## Begin

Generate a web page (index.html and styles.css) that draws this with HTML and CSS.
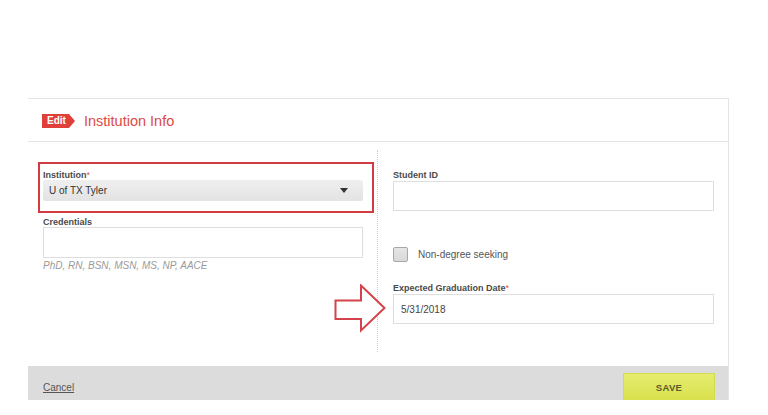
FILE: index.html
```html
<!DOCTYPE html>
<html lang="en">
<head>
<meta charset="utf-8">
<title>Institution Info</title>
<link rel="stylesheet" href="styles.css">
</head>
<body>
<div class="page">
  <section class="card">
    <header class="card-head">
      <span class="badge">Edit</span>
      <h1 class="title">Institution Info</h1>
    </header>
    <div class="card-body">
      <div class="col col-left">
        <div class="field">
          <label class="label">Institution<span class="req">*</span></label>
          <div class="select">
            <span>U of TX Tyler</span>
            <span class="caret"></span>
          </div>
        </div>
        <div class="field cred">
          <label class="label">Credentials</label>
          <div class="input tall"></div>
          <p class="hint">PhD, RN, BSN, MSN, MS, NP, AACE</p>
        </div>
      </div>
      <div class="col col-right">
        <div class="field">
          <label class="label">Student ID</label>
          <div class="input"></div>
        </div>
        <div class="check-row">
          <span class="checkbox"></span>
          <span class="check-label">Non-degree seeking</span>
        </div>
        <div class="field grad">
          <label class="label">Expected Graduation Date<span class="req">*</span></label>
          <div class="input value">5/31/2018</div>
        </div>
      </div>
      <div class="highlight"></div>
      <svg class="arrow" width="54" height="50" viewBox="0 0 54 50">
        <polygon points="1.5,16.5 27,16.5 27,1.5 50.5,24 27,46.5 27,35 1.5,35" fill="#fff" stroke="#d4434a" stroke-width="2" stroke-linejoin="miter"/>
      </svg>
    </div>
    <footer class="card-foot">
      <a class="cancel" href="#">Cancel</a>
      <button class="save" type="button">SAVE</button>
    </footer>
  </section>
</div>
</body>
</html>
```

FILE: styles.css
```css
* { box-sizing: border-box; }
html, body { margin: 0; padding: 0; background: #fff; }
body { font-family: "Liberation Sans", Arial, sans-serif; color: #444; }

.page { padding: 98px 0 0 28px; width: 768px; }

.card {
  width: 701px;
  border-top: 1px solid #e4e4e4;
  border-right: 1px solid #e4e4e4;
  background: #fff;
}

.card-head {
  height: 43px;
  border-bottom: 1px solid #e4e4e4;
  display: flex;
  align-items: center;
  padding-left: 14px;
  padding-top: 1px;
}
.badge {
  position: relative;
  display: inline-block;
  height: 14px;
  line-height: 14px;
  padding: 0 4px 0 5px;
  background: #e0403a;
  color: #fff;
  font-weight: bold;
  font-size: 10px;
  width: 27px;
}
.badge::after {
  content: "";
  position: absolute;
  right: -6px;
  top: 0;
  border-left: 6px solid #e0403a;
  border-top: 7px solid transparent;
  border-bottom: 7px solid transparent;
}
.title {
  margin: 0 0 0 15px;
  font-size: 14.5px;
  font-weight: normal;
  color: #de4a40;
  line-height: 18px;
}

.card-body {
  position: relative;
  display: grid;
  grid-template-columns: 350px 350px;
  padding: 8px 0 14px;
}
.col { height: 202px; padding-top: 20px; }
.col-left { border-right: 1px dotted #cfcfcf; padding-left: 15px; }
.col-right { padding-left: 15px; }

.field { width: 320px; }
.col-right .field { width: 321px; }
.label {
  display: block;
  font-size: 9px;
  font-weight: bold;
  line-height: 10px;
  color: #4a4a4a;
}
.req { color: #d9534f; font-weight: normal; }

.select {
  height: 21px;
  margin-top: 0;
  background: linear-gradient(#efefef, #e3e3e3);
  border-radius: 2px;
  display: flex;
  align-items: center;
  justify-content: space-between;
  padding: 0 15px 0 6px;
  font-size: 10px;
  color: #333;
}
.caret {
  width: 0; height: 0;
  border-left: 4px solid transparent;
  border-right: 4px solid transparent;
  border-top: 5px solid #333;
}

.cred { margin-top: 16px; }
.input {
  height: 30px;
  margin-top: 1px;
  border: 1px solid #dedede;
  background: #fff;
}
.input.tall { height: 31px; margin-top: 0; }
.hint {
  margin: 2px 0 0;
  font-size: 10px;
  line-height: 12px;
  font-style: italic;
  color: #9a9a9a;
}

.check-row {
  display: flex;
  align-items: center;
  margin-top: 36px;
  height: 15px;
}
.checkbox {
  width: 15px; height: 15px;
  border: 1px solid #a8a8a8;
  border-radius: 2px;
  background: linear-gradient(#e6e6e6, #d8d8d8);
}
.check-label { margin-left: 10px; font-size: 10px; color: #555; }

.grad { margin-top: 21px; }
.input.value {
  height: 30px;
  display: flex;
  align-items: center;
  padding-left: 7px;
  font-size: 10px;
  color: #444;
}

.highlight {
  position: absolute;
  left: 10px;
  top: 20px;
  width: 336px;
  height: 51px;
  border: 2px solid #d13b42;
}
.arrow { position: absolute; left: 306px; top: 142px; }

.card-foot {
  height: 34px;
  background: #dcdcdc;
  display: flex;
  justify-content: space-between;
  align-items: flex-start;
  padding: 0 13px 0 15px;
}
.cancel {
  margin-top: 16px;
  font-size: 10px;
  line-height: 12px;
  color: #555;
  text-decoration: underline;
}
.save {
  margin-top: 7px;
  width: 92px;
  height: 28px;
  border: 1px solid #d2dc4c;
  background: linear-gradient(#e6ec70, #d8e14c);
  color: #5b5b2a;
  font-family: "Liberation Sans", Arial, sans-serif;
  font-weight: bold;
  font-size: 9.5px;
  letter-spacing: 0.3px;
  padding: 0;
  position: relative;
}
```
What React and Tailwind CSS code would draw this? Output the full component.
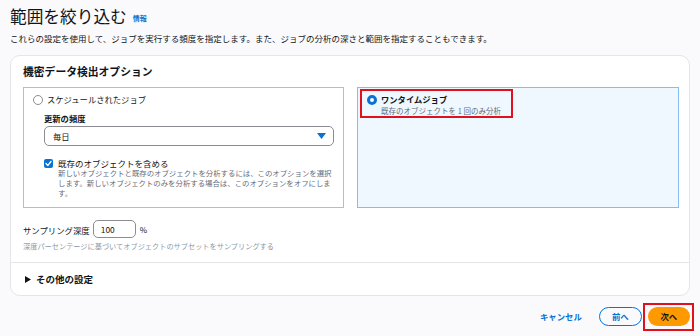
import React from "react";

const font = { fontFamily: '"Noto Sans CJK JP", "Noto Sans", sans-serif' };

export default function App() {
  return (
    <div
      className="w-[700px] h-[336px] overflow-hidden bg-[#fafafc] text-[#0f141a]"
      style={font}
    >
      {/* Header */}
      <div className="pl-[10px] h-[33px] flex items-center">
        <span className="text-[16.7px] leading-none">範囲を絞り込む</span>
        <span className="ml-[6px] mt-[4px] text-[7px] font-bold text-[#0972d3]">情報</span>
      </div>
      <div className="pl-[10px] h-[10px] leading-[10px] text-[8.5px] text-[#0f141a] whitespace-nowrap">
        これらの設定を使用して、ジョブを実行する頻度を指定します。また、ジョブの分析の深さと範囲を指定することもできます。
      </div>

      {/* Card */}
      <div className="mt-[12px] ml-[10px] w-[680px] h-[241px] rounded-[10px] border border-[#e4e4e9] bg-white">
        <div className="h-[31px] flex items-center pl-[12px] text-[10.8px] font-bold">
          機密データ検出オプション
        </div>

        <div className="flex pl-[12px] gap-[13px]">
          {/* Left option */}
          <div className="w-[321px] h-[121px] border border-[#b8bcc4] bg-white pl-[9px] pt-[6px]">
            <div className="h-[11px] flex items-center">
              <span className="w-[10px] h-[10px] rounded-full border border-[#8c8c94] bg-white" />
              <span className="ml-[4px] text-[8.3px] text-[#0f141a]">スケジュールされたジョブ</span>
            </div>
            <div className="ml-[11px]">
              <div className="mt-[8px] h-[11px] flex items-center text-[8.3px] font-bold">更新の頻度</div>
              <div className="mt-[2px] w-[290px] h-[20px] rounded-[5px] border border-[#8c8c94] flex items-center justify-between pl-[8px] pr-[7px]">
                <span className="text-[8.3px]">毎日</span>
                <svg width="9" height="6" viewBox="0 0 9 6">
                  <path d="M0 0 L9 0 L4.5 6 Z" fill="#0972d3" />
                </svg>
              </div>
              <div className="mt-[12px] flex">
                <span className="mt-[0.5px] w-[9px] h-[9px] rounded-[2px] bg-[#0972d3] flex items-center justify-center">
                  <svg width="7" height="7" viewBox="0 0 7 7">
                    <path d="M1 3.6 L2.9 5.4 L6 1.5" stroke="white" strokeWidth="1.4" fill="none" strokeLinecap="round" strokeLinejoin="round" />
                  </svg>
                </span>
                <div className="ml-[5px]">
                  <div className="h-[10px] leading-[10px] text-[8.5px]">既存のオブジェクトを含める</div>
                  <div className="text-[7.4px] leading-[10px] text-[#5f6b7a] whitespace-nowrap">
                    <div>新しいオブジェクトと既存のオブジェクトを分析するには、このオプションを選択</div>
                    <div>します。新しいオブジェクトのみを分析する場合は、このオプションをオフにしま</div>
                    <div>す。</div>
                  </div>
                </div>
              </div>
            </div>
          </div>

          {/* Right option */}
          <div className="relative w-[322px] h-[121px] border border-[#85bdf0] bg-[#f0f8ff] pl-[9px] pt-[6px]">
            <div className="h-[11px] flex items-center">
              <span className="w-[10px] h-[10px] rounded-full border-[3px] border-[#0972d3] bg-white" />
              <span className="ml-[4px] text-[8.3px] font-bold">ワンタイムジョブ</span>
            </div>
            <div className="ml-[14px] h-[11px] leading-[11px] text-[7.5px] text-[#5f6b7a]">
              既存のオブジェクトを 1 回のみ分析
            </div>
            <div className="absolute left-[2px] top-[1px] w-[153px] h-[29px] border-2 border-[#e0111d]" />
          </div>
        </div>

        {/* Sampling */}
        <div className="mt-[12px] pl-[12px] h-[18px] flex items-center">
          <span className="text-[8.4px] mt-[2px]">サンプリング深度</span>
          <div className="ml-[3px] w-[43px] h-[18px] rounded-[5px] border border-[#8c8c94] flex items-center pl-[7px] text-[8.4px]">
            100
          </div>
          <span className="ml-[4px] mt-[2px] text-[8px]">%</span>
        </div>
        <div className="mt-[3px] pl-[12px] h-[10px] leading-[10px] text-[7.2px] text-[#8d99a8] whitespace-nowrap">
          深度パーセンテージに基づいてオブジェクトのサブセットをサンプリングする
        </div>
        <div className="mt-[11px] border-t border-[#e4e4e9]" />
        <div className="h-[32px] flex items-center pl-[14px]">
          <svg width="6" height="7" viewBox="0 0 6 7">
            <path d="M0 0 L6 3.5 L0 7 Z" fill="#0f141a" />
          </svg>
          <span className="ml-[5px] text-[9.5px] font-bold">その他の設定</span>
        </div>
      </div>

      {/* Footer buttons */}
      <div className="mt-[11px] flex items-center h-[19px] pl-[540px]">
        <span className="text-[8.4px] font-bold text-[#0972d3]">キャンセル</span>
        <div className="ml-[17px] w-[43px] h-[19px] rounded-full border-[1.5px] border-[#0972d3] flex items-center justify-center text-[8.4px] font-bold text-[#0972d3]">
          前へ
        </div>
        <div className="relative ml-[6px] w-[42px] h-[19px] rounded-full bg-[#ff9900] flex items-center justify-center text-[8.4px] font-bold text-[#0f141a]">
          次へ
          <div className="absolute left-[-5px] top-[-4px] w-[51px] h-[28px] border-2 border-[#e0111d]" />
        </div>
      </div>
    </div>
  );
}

## End

◆ Exercise aim
Scan the entries above for the word "index" and collect each line holding it.

◆ Exercise answer
Generate a web page (index.html and styles.css) that draws this with HTML and CSS.
FILE: index.html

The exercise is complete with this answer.